Asked about his proudest accomplishments in three years with the DOT, Buttigieg said he believes each form of transportation is in a better place than when he was appointed.
“With the humility of knowing that we’ve got a lot of unfinished business and a lot of work to do,” he said, aviation, railroads, and roadways have all seen improvements in safety and user satisfaction.
Buttigieg said the DOT “cracked down on airlines and really pushed them to improve their service,” which has expanded rights for passengers. In the past two years, he said, the percentage of union railroad workers with access to paid sick leave has increased from zero to 87. On roadway safety, Buttigieg is cautiously optimistic. He said data indicates the country is coming off the “horrifying peak of about 40,000” traffic deaths per year, and still has more work to do. Buttigieg is also proud of the 2021 Bipartisan Infrastructure Law, which “took a lot of pushing to get done.” He said he is “thrilled” with what can be done now that funding is available, coming to projects nationwide like repairing the “bathtub” on Parkway East.
Buttigieg then heard questions from students about topics ranging from LGBTQ+ inclusivity and promoting equity to self-driving cars and airline safety. Buttigieg was asked how his identity as the first openly gay cabinet secretary shaped his professional career. He underscored the importance of representation and using funding not to temporarily promote diversity initiatives but create a lasting culture of inclusivity.
On that subject, Buttigieg said later that he is striving to ensure that equity and fairness are “not just the project of a U.S. secretary or a presidential administration, but just part of how the department does business.” Fairness in funding distribution should always be taken into account, he said, not just on racial lines but also across the “rural-urban divide, another equity area that doesn’t code the same way politically, but we take it seriously in the same way as a department.”

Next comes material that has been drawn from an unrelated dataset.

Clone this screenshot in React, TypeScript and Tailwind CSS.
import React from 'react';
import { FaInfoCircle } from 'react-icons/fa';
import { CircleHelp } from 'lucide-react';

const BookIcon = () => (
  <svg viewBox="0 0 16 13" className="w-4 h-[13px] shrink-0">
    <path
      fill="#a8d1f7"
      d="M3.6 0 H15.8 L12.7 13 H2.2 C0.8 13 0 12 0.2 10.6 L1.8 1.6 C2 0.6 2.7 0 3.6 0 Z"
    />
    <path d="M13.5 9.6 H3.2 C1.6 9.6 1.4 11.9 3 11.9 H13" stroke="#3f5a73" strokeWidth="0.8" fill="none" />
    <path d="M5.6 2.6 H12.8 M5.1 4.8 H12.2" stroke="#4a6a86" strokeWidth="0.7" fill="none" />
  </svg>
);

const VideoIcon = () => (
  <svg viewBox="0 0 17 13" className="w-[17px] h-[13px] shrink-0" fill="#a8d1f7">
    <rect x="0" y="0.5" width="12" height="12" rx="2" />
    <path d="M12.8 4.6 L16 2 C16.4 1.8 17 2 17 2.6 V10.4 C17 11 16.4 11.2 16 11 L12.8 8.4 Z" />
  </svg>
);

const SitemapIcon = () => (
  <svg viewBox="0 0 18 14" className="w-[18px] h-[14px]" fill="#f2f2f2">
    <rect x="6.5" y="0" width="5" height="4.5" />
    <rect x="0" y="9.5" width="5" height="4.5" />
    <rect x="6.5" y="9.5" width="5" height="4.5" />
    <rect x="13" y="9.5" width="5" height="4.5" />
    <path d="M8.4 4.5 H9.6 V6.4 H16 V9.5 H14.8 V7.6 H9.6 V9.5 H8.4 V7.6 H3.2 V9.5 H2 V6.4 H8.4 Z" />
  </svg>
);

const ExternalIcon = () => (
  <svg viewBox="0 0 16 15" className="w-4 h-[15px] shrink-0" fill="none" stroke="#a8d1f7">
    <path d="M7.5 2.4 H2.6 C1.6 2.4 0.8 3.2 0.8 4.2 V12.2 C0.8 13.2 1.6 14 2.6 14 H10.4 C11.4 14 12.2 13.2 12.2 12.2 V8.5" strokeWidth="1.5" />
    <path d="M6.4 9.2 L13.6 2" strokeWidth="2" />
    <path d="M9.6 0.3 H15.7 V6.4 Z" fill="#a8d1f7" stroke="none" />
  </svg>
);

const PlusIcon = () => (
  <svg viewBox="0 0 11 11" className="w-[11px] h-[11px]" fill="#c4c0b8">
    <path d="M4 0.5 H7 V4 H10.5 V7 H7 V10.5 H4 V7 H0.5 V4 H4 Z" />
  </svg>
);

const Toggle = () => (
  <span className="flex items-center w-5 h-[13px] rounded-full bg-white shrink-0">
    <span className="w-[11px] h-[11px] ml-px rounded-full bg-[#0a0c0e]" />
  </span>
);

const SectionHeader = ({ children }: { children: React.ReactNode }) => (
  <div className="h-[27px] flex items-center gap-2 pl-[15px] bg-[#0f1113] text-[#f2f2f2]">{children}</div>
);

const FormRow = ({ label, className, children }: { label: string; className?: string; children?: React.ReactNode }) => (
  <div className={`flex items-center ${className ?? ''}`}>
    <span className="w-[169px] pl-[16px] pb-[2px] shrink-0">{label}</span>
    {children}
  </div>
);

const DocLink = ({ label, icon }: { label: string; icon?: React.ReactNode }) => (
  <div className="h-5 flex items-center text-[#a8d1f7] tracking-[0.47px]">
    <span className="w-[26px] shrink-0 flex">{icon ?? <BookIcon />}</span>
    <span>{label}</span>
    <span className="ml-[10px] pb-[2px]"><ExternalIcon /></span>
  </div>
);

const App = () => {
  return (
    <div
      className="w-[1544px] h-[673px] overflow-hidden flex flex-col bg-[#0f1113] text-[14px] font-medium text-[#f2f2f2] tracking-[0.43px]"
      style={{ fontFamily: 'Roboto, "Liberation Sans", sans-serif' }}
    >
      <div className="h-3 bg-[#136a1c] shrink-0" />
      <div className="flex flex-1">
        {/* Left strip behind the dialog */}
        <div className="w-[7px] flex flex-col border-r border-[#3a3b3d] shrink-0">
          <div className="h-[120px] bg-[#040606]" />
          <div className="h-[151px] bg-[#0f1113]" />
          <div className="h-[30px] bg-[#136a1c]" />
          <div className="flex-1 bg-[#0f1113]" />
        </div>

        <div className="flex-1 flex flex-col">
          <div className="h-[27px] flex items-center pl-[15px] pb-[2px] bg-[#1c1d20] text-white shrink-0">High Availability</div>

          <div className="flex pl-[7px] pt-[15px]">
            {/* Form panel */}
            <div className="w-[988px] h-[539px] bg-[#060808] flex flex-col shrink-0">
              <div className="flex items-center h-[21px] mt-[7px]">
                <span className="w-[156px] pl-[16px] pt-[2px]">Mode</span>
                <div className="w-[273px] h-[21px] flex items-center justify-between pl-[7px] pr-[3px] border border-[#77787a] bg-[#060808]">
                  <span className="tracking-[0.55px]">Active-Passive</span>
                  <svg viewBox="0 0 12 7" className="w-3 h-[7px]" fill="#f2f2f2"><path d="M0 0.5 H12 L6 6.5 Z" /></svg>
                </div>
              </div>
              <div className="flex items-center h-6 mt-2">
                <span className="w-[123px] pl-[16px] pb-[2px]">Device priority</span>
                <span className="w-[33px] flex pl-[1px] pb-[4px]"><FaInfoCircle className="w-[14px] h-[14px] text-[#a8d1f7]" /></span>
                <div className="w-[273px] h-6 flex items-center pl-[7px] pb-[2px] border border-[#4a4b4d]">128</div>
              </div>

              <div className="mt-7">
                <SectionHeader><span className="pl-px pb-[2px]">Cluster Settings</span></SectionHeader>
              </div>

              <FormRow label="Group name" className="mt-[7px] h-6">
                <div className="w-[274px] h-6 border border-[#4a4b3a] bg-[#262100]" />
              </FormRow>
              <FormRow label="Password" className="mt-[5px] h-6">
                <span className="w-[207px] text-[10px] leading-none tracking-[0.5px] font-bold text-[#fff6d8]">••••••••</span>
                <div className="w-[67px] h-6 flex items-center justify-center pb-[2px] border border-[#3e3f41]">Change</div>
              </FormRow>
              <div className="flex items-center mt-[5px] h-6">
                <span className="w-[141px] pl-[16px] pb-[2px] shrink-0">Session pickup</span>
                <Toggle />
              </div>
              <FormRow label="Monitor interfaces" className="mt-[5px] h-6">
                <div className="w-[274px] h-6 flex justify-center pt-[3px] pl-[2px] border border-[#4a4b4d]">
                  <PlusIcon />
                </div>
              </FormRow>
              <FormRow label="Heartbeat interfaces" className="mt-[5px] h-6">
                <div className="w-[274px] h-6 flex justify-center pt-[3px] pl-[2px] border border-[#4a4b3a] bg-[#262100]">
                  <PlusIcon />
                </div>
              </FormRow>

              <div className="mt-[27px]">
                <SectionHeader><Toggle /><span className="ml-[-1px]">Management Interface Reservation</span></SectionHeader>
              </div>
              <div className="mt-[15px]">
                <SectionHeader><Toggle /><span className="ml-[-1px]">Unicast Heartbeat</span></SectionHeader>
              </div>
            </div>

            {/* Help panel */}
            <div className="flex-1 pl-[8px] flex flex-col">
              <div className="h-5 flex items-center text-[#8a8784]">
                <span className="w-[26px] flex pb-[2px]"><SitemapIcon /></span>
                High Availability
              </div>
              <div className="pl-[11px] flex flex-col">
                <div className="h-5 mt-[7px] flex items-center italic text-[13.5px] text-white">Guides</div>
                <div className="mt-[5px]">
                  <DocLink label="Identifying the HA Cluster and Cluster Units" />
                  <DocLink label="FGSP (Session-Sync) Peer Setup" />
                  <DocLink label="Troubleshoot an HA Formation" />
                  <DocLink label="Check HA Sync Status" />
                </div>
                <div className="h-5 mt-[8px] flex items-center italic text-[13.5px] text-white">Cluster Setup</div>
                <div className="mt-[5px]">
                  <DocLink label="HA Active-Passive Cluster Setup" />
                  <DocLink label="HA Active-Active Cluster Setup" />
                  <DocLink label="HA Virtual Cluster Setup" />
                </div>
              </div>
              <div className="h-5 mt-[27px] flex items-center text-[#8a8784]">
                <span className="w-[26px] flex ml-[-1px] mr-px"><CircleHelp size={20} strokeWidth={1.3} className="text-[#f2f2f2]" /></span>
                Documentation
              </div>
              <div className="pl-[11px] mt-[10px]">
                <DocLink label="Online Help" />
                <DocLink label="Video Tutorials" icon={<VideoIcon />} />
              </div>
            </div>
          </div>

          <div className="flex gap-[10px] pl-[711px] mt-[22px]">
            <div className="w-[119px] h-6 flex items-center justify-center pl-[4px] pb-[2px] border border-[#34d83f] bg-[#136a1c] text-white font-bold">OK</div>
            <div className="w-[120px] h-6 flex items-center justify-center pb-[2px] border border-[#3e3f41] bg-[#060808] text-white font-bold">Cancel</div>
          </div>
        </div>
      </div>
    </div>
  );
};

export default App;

Buttigieg spoke about the bright future promised by autonomous vehicles, but cautioned people about flaws in the current technology, including advanced driver assistance systems (ADAS).
He pointed out how much of the emerging self-driving technology might cause a net reduction in safety by encouraging distracted driving, even though the technology is not yet in a position to replace human drivers. “In theory, we’re working toward nirvana on the other end where we end the murderous track record of human drivers, and save tens of thousands of lives a year,” Buttigieg said.
He also spoke about the logistical difficulties of the rapid, national adoption of new technologies, providing examples of how the federal government can mediate the process. He pointed out that when telecommunications regulators from the previous administration authorized the construction of 5G antennas, they failed to coordinate with aviation regulators “who were concerned about whether that might interfere with radio altimeters.”
Buttigieg noted that “at one point, it looked like those antennas would go on and huge portions of the U.S. aviation fleet would not be able to fly,” claiming that such a calamity “would have made anything that we went to in the last three years look like nothing.” He said the DOT averted this by working with telecommunications companies like Verizon and AT&T. “They agreed to wait until work and testing can be done to make sure this was completely safely compatible with takeoff and landing,” Buttigieg said.
When asked about the nascent commercial space travel industry, Buttigieg predicted a number of administrative and logistical challenges that regulators might anticipate, including passenger safety and managing launch times that may conflict with commercial planes.
He concluded with his thoughts on challenges for future generations. He expressed a mixture of concern and optimism, noting that “if you were born when my parents were born, you had a 90 percent chance of finishing off economically better than you started. If you were born in the year I was born, you had a 50 percent chance, a coin flip. … This idea of the future, this sense of progress, it’s contingent now, it’s uncertain. It’s not something we take for granted — but it’s still there.”
“Buttigieg told students that, “whether it’s in your civic and activism and advocacy and involvement, or in your research interests, are contributing. And that’s what fills my sails.”